Monday, January 10, 2011
When Osama al-Khattar, a Los Angeles software engineer, returns to Lebanon in 2003, it's not for a celebration or for a light-hearted visit. Instead, Osama has come to sit at the bedside of his seriously ill father, sharing stories with him during the final days of his life. As Osama relates his history and the history of his father and grandfather, he weaves miraculous and wonderful fairylike tales throughout his story. From Fatima, the woman who seduced a djinn, to Baybars, a lowly serf who rose to be one of the most generous and beloved leaders of the land, Osama shares it all. As he relates the story of how his parents met, or how his grandfather, a once admired storyteller called a hakawati, became who he was, or how his beloved uncle Jihad began to feed his love of stories from an early age, Osama spins fanciful and colorful yarns about heroes both mythical and strange. Scattered throughout these colorful stories, a picture or war torn Lebanon begins to emerge, from the casual bombings of the 70's to the barren wasteland that stretches across the countryside today. Paired with the Arabic fables and the modern day story of the bedside vigil over Osama's father, Alameddine treats his readers to a feast of otherworldly and impressive stories of yesterday and today.
This book is something my wonderful reading partner Aarti and I have wanted to share in a joint read for a long time. As the year passed and seasons turned, the timetable for this read kept slipping further and further away. With Aarti in grad school now, her reading time is limited and precious, and I was glad to find out that over her winter break she was excited about sharing this book with me. We both had a lot of fun with it and got caught up in the whorls of the mazelike story that Alameddine told. We decided to switch reviews this time around, and as such, here are Aarti's thoughts on The Hakawati. If you head on over to Booklust after reading this review, you can check out my thoughts as well!
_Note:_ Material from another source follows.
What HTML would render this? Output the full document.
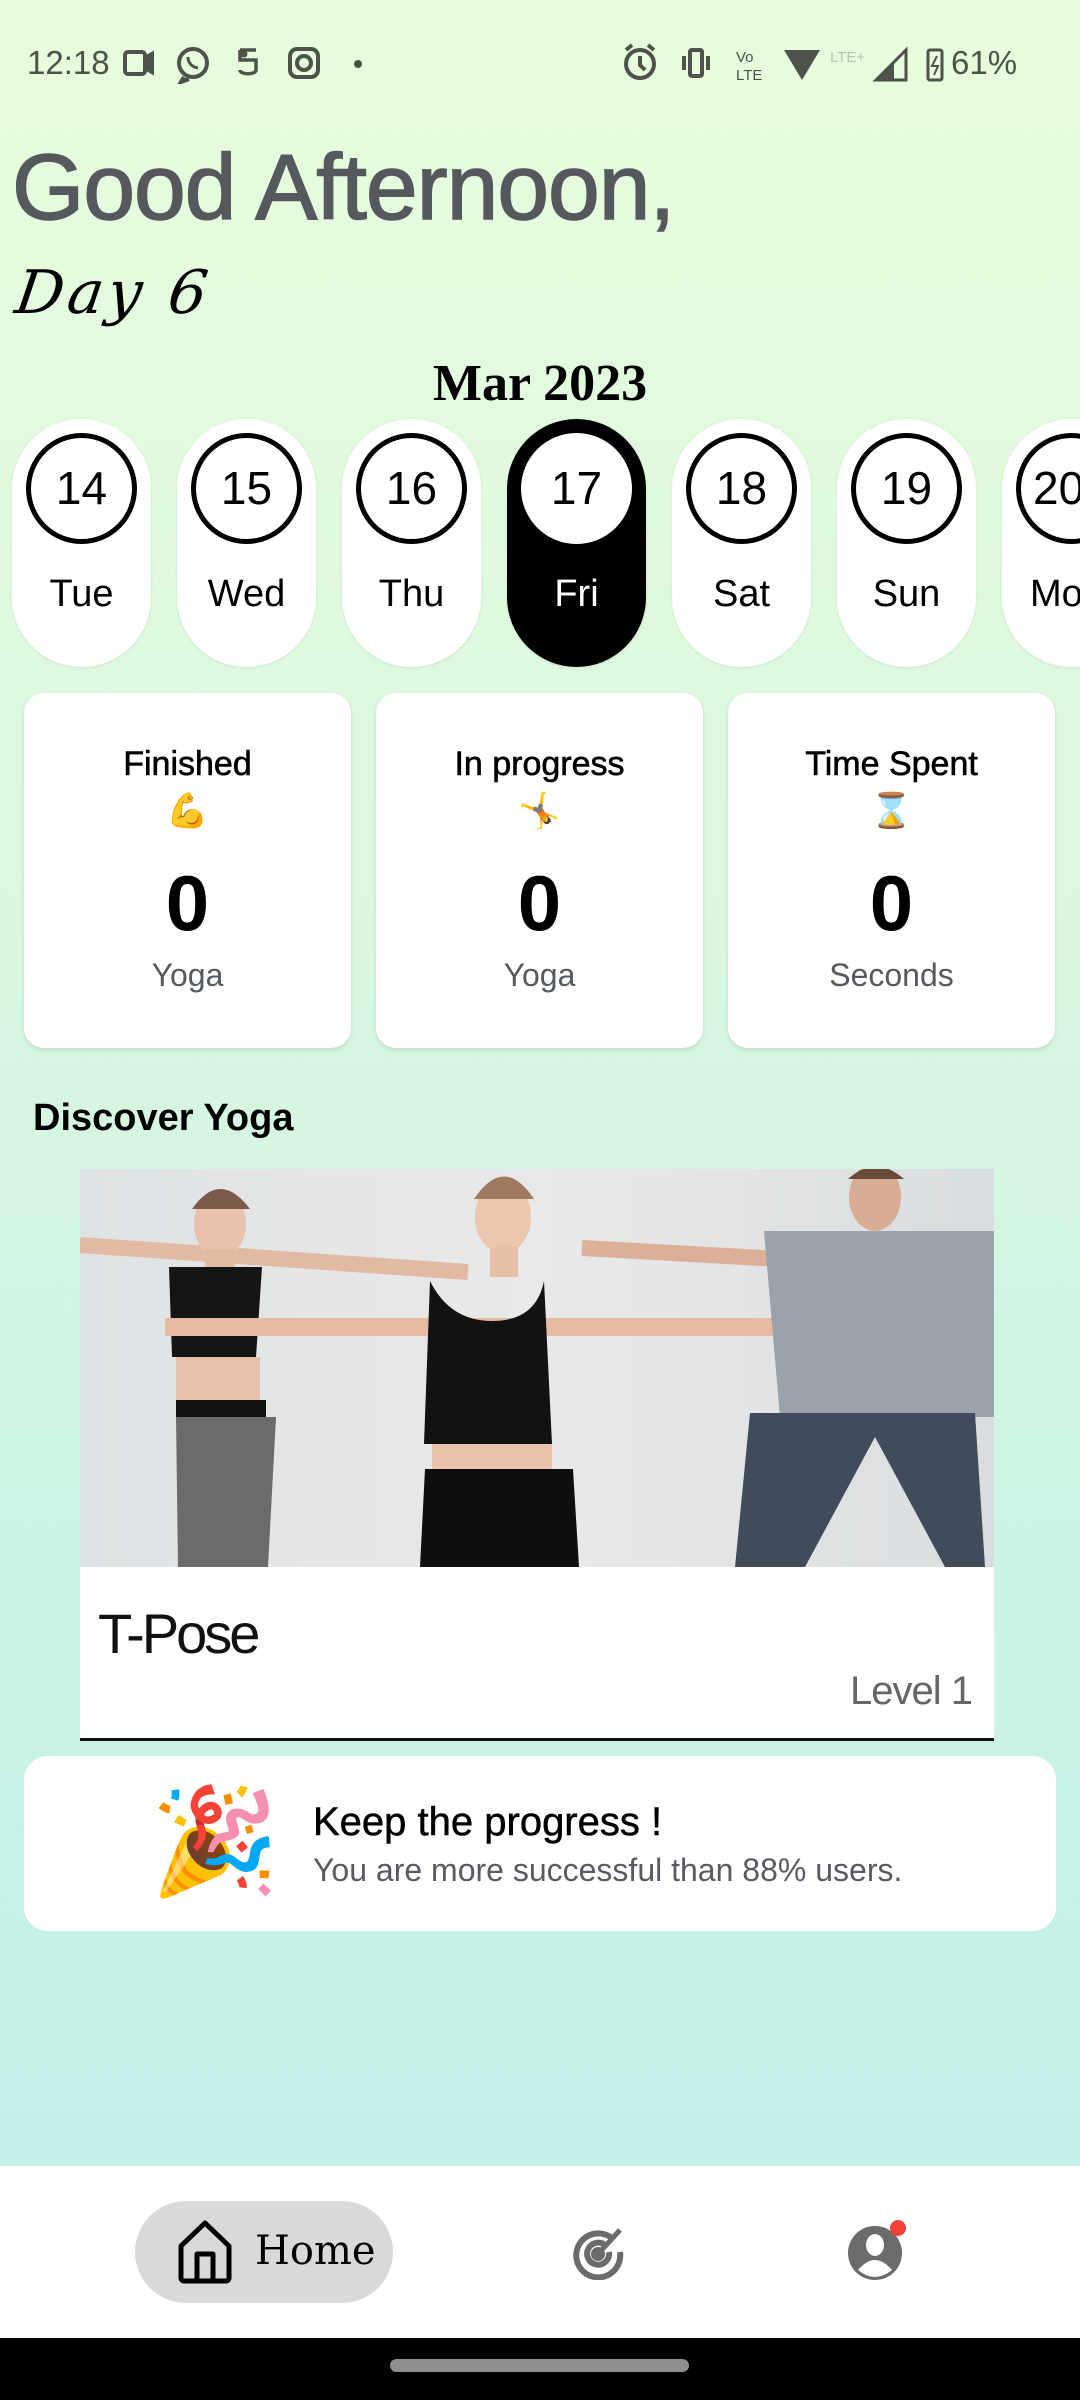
<!DOCTYPE html>
<html><head><meta charset="utf-8"><style>
*{margin:0;padding:0;box-sizing:border-box}
body{width:1080px;height:2400px;position:relative;overflow:hidden;font-family:"Liberation Sans",sans-serif;background:linear-gradient(180deg,#e7fcdc 0%,#dcf8e0 35%,#c9f3e6 70%,#c2f0e9 90%)}
.abs{position:absolute}
.sb{color:#4d524a;font-size:33px;top:44px;font-family:"Liberation Sans Narrow","Liberation Sans",sans-serif}
.pill{position:absolute;top:419px;width:139px;height:248px;border-radius:70px;background:#fff;box-shadow:0 1px 3px rgba(0,0,0,.08)}
.pill .c{position:absolute;left:14px;top:14px;width:111px;height:111px;border-radius:50%;border:5px solid #000;background:#fff;text-align:center;line-height:101px;font-size:46px;color:#000}
.pill .d{position:absolute;top:154px;width:100%;text-align:center;font-size:38px;color:#000}
.pill.sel{background:#000}.pill.sel .c{border-color:#fff}.pill.sel .d{color:#fff}
.card{position:absolute;top:693px;width:327px;height:355px;background:#fff;border-radius:20px;box-shadow:0 2px 4px rgba(0,0,0,.12);text-align:center}
.card .t{position:absolute;top:52px;width:100%;font-size:34px;color:#000;-webkit-text-stroke:0.6px #000}
.card .e{position:absolute;top:98px;width:100%;font-size:34px}
.card .n{position:absolute;top:165px;width:100%;font-size:78px;font-weight:bold;color:#000}
.card .s{position:absolute;top:264px;width:100%;font-size:32px;color:#555a60}
</style></head><body>
<div class="abs sb" style="left:27px">12:18</div>
<svg class="abs" style="left:120px;top:44px" width="260" height="40" viewBox="0 0 260 40" fill="none" stroke="#4d524a" stroke-width="4">
<rect x="5" y="8" width="20" height="22" rx="3"/><path d="M25 14l7-4v18l-7-4" fill="#4d524a"/>
<circle cx="73" cy="19" r="14"/><path d="M64 33l-3 5 8-3"/><path d="M68 13c0 6 4 10 10 11" stroke-width="3"/>
<path d="M120 6h16M120 6v10h16v10c0 5-16 5-16 0" stroke-width="3.5"/><circle cx="124" cy="10" r="1.5" fill="#4d524a"/>
<rect x="170" y="5" width="28" height="28" rx="7"/><circle cx="184" cy="19" r="7"/>
<circle cx="238" cy="20" r="4" fill="#4d524a" stroke="none"/></svg>
<svg class="abs" style="left:618px;top:40px" width="400" height="46" viewBox="0 0 400 46" fill="none" stroke="#4d524a" stroke-width="4">
<circle cx="22" cy="24" r="14"/><path d="M22 16v9l5 5M8 10l6-5M36 10l-6-5"/>
<rect x="72" y="10" width="12" height="26" rx="2"/><path d="M66 16v14M90 16v14"/>
<text x="118" y="22" font-size="15" fill="#4d524a" stroke="none" font-family="Liberation Sans">Vo</text><text x="118" y="40" font-size="15" fill="#4d524a" stroke="none" font-family="Liberation Sans">LTE</text>
<path d="M166 10h36l-18 30z" fill="#4d524a" stroke="none"/>
<text x="212" y="22" font-size="15" fill="#b8c4b0" stroke="none" font-family="Liberation Sans">LTE+</text>
<path d="M258 40l30-30v30z" fill="none" stroke-width="3"/><path d="M258 40l18-18v18z" fill="#4d524a" stroke="none"/>
<rect x="310" y="10" width="14" height="30" rx="2" stroke-width="3"/><path d="M319 16l-5 10h6l-4 9" stroke-width="2"/>
</svg>
<div class="abs sb" style="left:951px;top:44px">61%</div>

<div class="abs" style="left:12px;top:134px;font-size:93px;color:#55585c;letter-spacing:-1px;-webkit-text-stroke:1.5px #55585c">Good Afternoon,</div>
<div class="abs" style="left:16px;top:258px;font-size:60px;color:#000;font-family:'DejaVu Serif',serif;font-style:italic;letter-spacing:4px;transform:skewX(-8deg)">Day 6</div>
<div class="abs" style="left:0;width:1080px;top:354px;text-align:center;font-size:52px;font-weight:bold;font-family:'Liberation Serif',serif;color:#000">Mar 2023</div>

<div class="pill" style="left:12px"><div class="c">14</div><div class="d">Tue</div></div>
<div class="pill" style="left:177px"><div class="c">15</div><div class="d">Wed</div></div>
<div class="pill" style="left:342px"><div class="c">16</div><div class="d">Thu</div></div>
<div class="pill sel" style="left:507px"><div class="c">17</div><div class="d">Fri</div></div>
<div class="pill" style="left:672px"><div class="c">18</div><div class="d">Sat</div></div>
<div class="pill" style="left:837px"><div class="c">19</div><div class="d">Sun</div></div>
<div class="pill" style="left:1002px"><div class="c" style="text-align:left;padding-left:12px">20</div><div class="d" style="text-align:left;padding-left:28px">Mon</div></div>

<div class="card" style="left:24px"><div class="t">Finished</div><div class="e">💪</div><div class="n">0</div><div class="s">Yoga</div></div>
<div class="card" style="left:376px"><div class="t">In progress</div><div class="e">🤸</div><div class="n">0</div><div class="s">Yoga</div></div>
<div class="card" style="left:728px"><div class="t">Time Spent</div><div class="e">⌛</div><div class="n">0</div><div class="s">Seconds</div></div>

<div class="abs" style="left:33px;top:1097px;font-size:38px;font-weight:bold;color:#000">Discover Yoga</div>

<div class="abs" style="left:80px;top:1169px;width:914px;height:572px;background:#fff;border-bottom:3px solid #111">
<svg width="914" height="398" viewBox="0 0 914 398" style="display:block">
<defs><linearGradient id="w" x1="0" x2="1"><stop offset="0" stop-color="#dfe2e4"/><stop offset=".5" stop-color="#e8e9ea"/><stop offset="1" stop-color="#dadddf"/></linearGradient></defs>
<rect width="914" height="398" fill="url(#w)"/>
<path d="M0 76L388 103" stroke="#e2b9a2" stroke-width="16"/>
<ellipse cx="140" cy="55" rx="26" ry="34" fill="#e8c2ac"/><path d="M112 40q28-40 58 0" fill="#7a5a48"/>
<rect x="125" y="80" width="30" height="25" fill="#e2b9a2"/>
<path d="M89 98h93l-6 90h-84z" fill="#151515"/>
<rect x="96" y="188" width="84" height="45" fill="#e6c0aa"/>
<rect x="96" y="231" width="90" height="18" fill="#111"/>
<path d="M96 248h100l-8 150h-90z" fill="#6b6b6b"/>
<path d="M85 158L815 158" stroke="#e5bba3" stroke-width="18"/>
<path d="M502 79L700 90" stroke="#dbb097" stroke-width="16"/>
<ellipse cx="795" cy="28" rx="26" ry="34" fill="#d9ad93"/><path d="M768 10q28-25 56 0" fill="#6a4a38"/>
<path d="M684 62h230v186H700z" fill="#9aa3a9"/>
<path d="M670 244h225l10 154h-40l-70-130-70 130h-70z" fill="#414b59"/>
<ellipse cx="423" cy="48" rx="28" ry="36" fill="#ecc5ae"/><path d="M394 30q30-45 60 0" fill="#a07a5e"/>
<rect x="410" y="78" width="28" height="30" fill="#e7bea6"/>
<path d="M350 112q20 40 62 40q44 0 52-40l8 163H344z" fill="#121212"/>
<rect x="352" y="275" width="120" height="30" fill="#eac3ab"/>
<path d="M345 300h148l6 98H340z" fill="#0e0e0e"/>
</svg>
<div class="abs" style="left:18px;top:432px;font-size:56px;color:#111;letter-spacing:-3px">T-Pose</div>
<div class="abs" style="right:22px;top:500px;font-size:40px;color:#666;letter-spacing:-1px">Level 1</div>
</div>

<div class="abs" style="left:24px;top:1756px;width:1032px;height:175px;background:#fff;border-radius:24px"></div>
<div class="abs" style="left:150px;top:1772px;font-size:104px;line-height:140px">🎉</div>
<div class="abs" style="left:313px;top:1800px;font-size:40px;color:#000;-webkit-text-stroke:0.5px #000">Keep the progress !</div>
<div class="abs" style="left:313px;top:1852px;font-size:32px;color:#5a5a66">You are more successful than 88% users.</div>

<div class="abs" style="left:0;top:2166px;width:1080px;height:172px;background:#fff"></div>
<div class="abs" style="left:135px;top:2201px;width:258px;height:102px;border-radius:51px;background:#d9d9d9"></div>
<svg class="abs" style="left:177px;top:2220px" width="56" height="64" viewBox="0 0 56 64" fill="none" stroke="#000" stroke-width="5" stroke-linejoin="round">
<path d="M4 26L28 3l24 23v32a3 3 0 0 1-3 3H7a3 3 0 0 1-3-3z"/><path d="M20 61V34h16v27"/></svg>
<div class="abs" style="left:255px;top:2228px;font-size:40px;font-family:'DejaVu Serif','Liberation Serif',serif;color:#000">Home</div>
<svg class="abs" style="left:570px;top:2224px" width="56" height="56" viewBox="0 0 56 56" fill="none" stroke="#6b6b6b" stroke-width="6">
<path d="M44 16A22 22 0 1 0 50 28"/><path d="M36 22A11 11 0 1 0 39 28"/><circle cx="28" cy="30" r="4" fill="#6b6b6b"/><path d="M28 30L50 6" stroke-width="5"/></svg>
<svg class="abs" style="left:846px;top:2218px" width="70" height="66" viewBox="0 0 70 66">
<circle cx="29" cy="35" r="27" fill="#6b6b6b"/><ellipse cx="29" cy="27" rx="9" ry="11" fill="#fff"/><path d="M12 52q17-20 34 0q-17 14-34 0z" fill="#fff"/>
<circle cx="52" cy="10" r="8" fill="#f44336"/></svg>

<div class="abs" style="left:0;top:2338px;width:1080px;height:62px;background:#000"></div>
<div class="abs" style="left:390px;top:2359px;width:299px;height:13px;border-radius:7px;background:#8e8e8e"></div>
</body></html>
I'm writing this review a couple of weeks after finishing The Hakawati, and I find that many of the character names and relationships and conflicts have slipped my mind. I don't remember all of King Baybars' slippery plots or Fatima's fantastic escape techniques or why Osama's aunts didn't get along. What does remain, though, is the sense that I was in the hands of a master storyteller. Rabih Alemeddine turns words into magic and takes readers, literally, on a magic carpet ride through history, blurring the line between fact and fiction and bringing all his characters to full-blooded life.
I personally preferred the Arabian Nights-esque stories much more than the modern-day family drama as related by Osama. Osama's family is fascinating and complex, but none of them caught my attention the way that Fatima and Baybars and Layla and Othman did in the stories. Which is interesting because in a way, the stories were populated by characters with fairly simple and straightforward lives and relationships. They knew their roles and played them and we never heard about domestic disputes. Instead, we were regaled with stories of heroism and deviousness and jealousy and how people must use their wits to prove their honor. In the modern day stories, we get none of that. Instead, we get realism which is (to me) not nearly as fair in its rewards system. Rather, the "real" characters in Osama's life are betrayed, hold grudges, don't seem to find much humor in life and live through countless military attacks.
One of my favorite things about the Arabian Nights, when the story is told well, is that it really is only one story. One plot line leads seamlessly into another, one character introduces us to the next and before we know it, we are in the midst of a completely different adventure than the one we started in. I love this method, and I think Alemeddine does it so well. Here, the stories are more distinct — you have to keep them straight in your head — but near the end, they all seem to converge in a perfect bow and it's amazing how he does it.
There are a lot of characters in this book, and many are forgettable (including, dare I say it, Osama himself). But there are others that are an absolute delight — Othman and his beautiful, intelligent wife Layla, Fatima and her determination to keep her family together, Baybars and his quest to get on the throne. I was thrilled every time I came across one of them in the book, as though I were seeing an old friend. And at the end of the book, I felt a little wistful that I'd not be able to accompany them on any more of their adventures or grow old with them.
But I can always open this book again and ride once more on a magic carpet, defeat a villainous magician, fight invading armies and bring beloved lovers back to life. And I think that's what I appreciated most about The Hakawati. It is escapist literature of the highest standard — taking you to a completely foreign world and then settling you gently back in your own life until you're ready for the ride again.